- _RECORDS TO PROCESS_:
☆ ☆ ☆ ☆ ☆ ☆ ☆
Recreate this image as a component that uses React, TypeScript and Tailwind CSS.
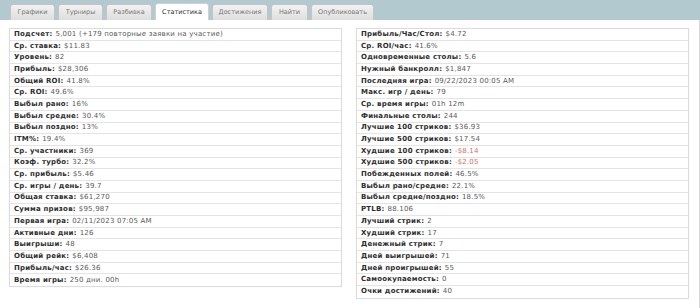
import React from "react"

type Row = { label: string; value: string; neg?: boolean }

const tabs: { name: string; w: string }[] = [
  { name: "Графики", w: "w-[45px]" },
  { name: "Турниры", w: "w-[45px]" },
  { name: "Разбивка", w: "w-[46px]" },
  { name: "Статистика", w: "w-[54px]" },
  { name: "Достижения", w: "w-[56px]" },
  { name: "Найти", w: "w-[37px]" },
  { name: "Опубликовать", w: "w-[63px]" },
]

const left: Row[] = [
  { label: "Подсчет", value: "5,001 (+179 повторные заявки на участие)" },
  { label: "Ср. ставка", value: "$11.83" },
  { label: "Уровень", value: "82" },
  { label: "Прибыль", value: "$28,306" },
  { label: "Общий ROI", value: "41.8%" },
  { label: "Ср. ROI", value: "49.6%" },
  { label: "Выбыл рано", value: "16%" },
  { label: "Выбыл средне", value: "30.4%" },
  { label: "Выбыл поздно", value: "13%" },
  { label: "ITM%", value: "19.4%" },
  { label: "Ср. участники", value: "369" },
  { label: "Коэф. турбо", value: "32.2%" },
  { label: "Ср. прибыль", value: "$5.46" },
  { label: "Ср. игры / день", value: "39.7" },
  { label: "Общая ставка", value: "$61,270" },
  { label: "Сумма призов", value: "$95,987" },
  { label: "Первая игра", value: "02/11/2023 07:05 AM" },
  { label: "Активные дни", value: "126" },
  { label: "Выигрыши", value: "48" },
  { label: "Общий рейк", value: "$6,408" },
  { label: "Прибыль/час", value: "$26.36" },
  { label: "Время игры", value: "250 дни. 00h" },
]

const right: Row[] = [
  { label: "Прибыль/Час/Стол", value: "$4.72" },
  { label: "Ср. ROI/час", value: "41.6%" },
  { label: "Одновременные столы", value: "5.6" },
  { label: "Нужный банкролл", value: "$1,847" },
  { label: "Последняя игра", value: "09/22/2023 00:05 AM" },
  { label: "Макс. игр / день", value: "79" },
  { label: "Ср. время игры", value: "01h 12m" },
  { label: "Финальные столы", value: "244" },
  { label: "Лучшие 100 стриков", value: "$36.93" },
  { label: "Лучшие 500 стриков", value: "$17.54" },
  { label: "Худшие 100 стриков", value: "-$8.14", neg: true },
  { label: "Худшие 500 стриков", value: "-$2.05", neg: true },
  { label: "Побежденных полей", value: "46.5%" },
  { label: "Выбыл рано/средне", value: "22.1%" },
  { label: "Выбыл средне/поздно", value: "18.5%" },
  { label: "PTLB", value: "88.106" },
  { label: "Лучший стрик", value: "2" },
  { label: "Худший стрик", value: "17" },
  { label: "Денежный стрик", value: "7" },
  { label: "Дней выигрышей", value: "71" },
  { label: "Дней проигрышей", value: "55" },
  { label: "Самоокупаемость", value: "0" },
  { label: "Очки достижений", value: "40" },
]

function StatList({ rows }: { rows: Row[] }) {
  return (
    <div className="flex-1 border border-[#dcdcdc] shadow-[0_0_1px_rgba(0,0,0,0.08)]">
      {rows.map((r, i) => (
        <div
          key={r.label}
          className={
            "h-[11.7px] flex items-center px-[4px] whitespace-nowrap " +
            (i < rows.length - 1 ? "border-b border-[#e4e4e4]" : "")
          }
        >
          <span className="font-bold text-[#2e2e2e]">{r.label}:</span>
          <span className={"ml-[3px] " + (r.neg ? "text-[#d47068]" : "text-[#5a5a5a]")}>{r.value}</span>
        </div>
      ))}
    </div>
  )
}

export default function App() {
  return (
    <div className="w-[700px] h-[308px] bg-white font-['DejaVu_Sans',Verdana,sans-serif] text-[7px] tracking-[0.2px] leading-none overflow-hidden">
      <div className="h-[20px] bg-[#b3c9d0] flex items-end pl-[10px] gap-[3px] text-[6.5px] tracking-normal">
        {tabs.map((t) =>
          t.name === "Статистика" ? (
            <div
              key={t.name}
              className={t.w + " h-[17px] flex items-center justify-center bg-white border border-b-0 border-[#c9d3d6] rounded-t-[3px] text-[#333]"}
            >
              {t.name}
            </div>
          ) : (
            <div
              key={t.name}
              className={t.w + " h-[16px] flex items-center justify-center bg-gradient-to-b from-[#f2f2f2] to-[#dedede] border border-b-0 border-[#c4c4c4] rounded-t-[3px] text-[#777]"}
            >
              {t.name}
            </div>
          )
        )}
      </div>
      <div className="h-[288px] border-r border-[#d8d8d8] w-[700px] pl-[9px] pr-[10px] pt-[8px] flex items-start gap-[14px]">
        <StatList rows={left} />
        <StatList rows={right} />
      </div>
    </div>
  )
}
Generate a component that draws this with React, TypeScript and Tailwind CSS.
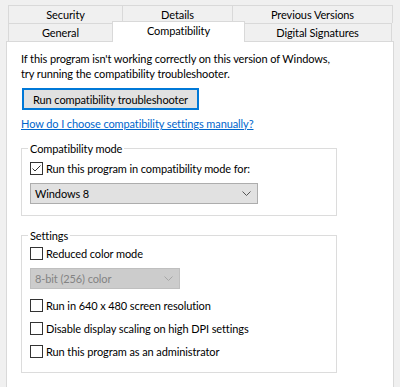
☆ ☆ ☆ ☆ ☆ ☆ ☆
Transcribe the records verbatim and omit the images.

Recreate this image as a component that uses React, TypeScript and Tailwind CSS.
import React from "react"

type Row = { label: string; value: string; neg?: boolean }

const tabs: { name: string; w: string }[] = [
  { name: "Графики", w: "w-[45px]" },
  { name: "Турниры", w: "w-[45px]" },
  { name: "Разбивка", w: "w-[46px]" },
  { name: "Статистика", w: "w-[54px]" },
  { name: "Достижения", w: "w-[56px]" },
  { name: "Найти", w: "w-[37px]" },
  { name: "Опубликовать", w: "w-[63px]" },
]

const left: Row[] = [
  { label: "Подсчет", value: "5,001 (+179 повторные заявки на участие)" },
  { label: "Ср. ставка", value: "$11.83" },
  { label: "Уровень", value: "82" },
  { label: "Прибыль", value: "$28,306" },
  { label: "Общий ROI", value: "41.8%" },
  { label: "Ср. ROI", value: "49.6%" },
  { label: "Выбыл рано", value: "16%" },
  { label: "Выбыл средне", value: "30.4%" },
  { label: "Выбыл поздно", value: "13%" },
  { label: "ITM%", value: "19.4%" },
  { label: "Ср. участники", value: "369" },
  { label: "Коэф. турбо", value: "32.2%" },
  { label: "Ср. прибыль", value: "$5.46" },
  { label: "Ср. игры / день", value: "39.7" },
  { label: "Общая ставка", value: "$61,270" },
  { label: "Сумма призов", value: "$95,987" },
  { label: "Первая игра", value: "02/11/2023 07:05 AM" },
  { label: "Активные дни", value: "126" },
  { label: "Выигрыши", value: "48" },
  { label: "Общий рейк", value: "$6,408" },
  { label: "Прибыль/час", value: "$26.36" },
  { label: "Время игры", value: "250 дни. 00h" },
]

const right: Row[] = [
  { label: "Прибыль/Час/Стол", value: "$4.72" },
  { label: "Ср. ROI/час", value: "41.6%" },
  { label: "Одновременные столы", value: "5.6" },
  { label: "Нужный банкролл", value: "$1,847" },
  { label: "Последняя игра", value: "09/22/2023 00:05 AM" },
  { label: "Макс. игр / день", value: "79" },
  { label: "Ср. время игры", value: "01h 12m" },
  { label: "Финальные столы", value: "244" },
  { label: "Лучшие 100 стриков", value: "$36.93" },
  { label: "Лучшие 500 стриков", value: "$17.54" },
  { label: "Худшие 100 стриков", value: "-$8.14", neg: true },
  { label: "Худшие 500 стриков", value: "-$2.05", neg: true },
  { label: "Побежденных полей", value: "46.5%" },
  { label: "Выбыл рано/средне", value: "22.1%" },
  { label: "Выбыл средне/поздно", value: "18.5%" },
  { label: "PTLB", value: "88.106" },
  { label: "Лучший стрик", value: "2" },
  { label: "Худший стрик", value: "17" },
  { label: "Денежный стрик", value: "7" },
  { label: "Дней выигрышей", value: "71" },
  { label: "Дней проигрышей", value: "55" },
  { label: "Самоокупаемость", value: "0" },
  { label: "Очки достижений", value: "40" },
]

function StatList({ rows }: { rows: Row[] }) {
  return (
    <div className="flex-1 border border-[#dcdcdc] shadow-[0_0_1px_rgba(0,0,0,0.08)]">
      {rows.map((r, i) => (
        <div
          key={r.label}
          className={
            "h-[11.7px] flex items-center px-[4px] whitespace-nowrap " +
            (i < rows.length - 1 ? "border-b border-[#e4e4e4]" : "")
          }
        >
          <span className="font-bold text-[#2e2e2e]">{r.label}:</span>
          <span className={"ml-[3px] " + (r.neg ? "text-[#d47068]" : "text-[#5a5a5a]")}>{r.value}</span>
        </div>
      ))}
    </div>
  )
}

export default function App() {
  return (
    <div className="w-[700px] h-[308px] bg-white font-['DejaVu_Sans',Verdana,sans-serif] text-[7px] tracking-[0.2px] leading-none overflow-hidden">
      <div className="h-[20px] bg-[#b3c9d0] flex items-end pl-[10px] gap-[3px] text-[6.5px] tracking-normal">
        {tabs.map((t) =>
          t.name === "Статистика" ? (
            <div
              key={t.name}
              className={t.w + " h-[17px] flex items-center justify-center bg-white border border-b-0 border-[#c9d3d6] rounded-t-[3px] text-[#333]"}
            >
              {t.name}
            </div>
          ) : (
            <div
              key={t.name}
              className={t.w + " h-[16px] flex items-center justify-center bg-gradient-to-b from-[#f2f2f2] to-[#dedede] border border-b-0 border-[#c4c4c4] rounded-t-[3px] text-[#777]"}
            >
              {t.name}
            </div>
          )
        )}
      </div>
      <div className="h-[288px] border-r border-[#d8d8d8] w-[700px] pl-[9px] pr-[10px] pt-[8px] flex items-start gap-[14px]">
        <StatList rows={left} />
        <StatList rows={right} />
      </div>
    </div>
  )
}
Generate a component that draws this with React, TypeScript and Tailwind CSS.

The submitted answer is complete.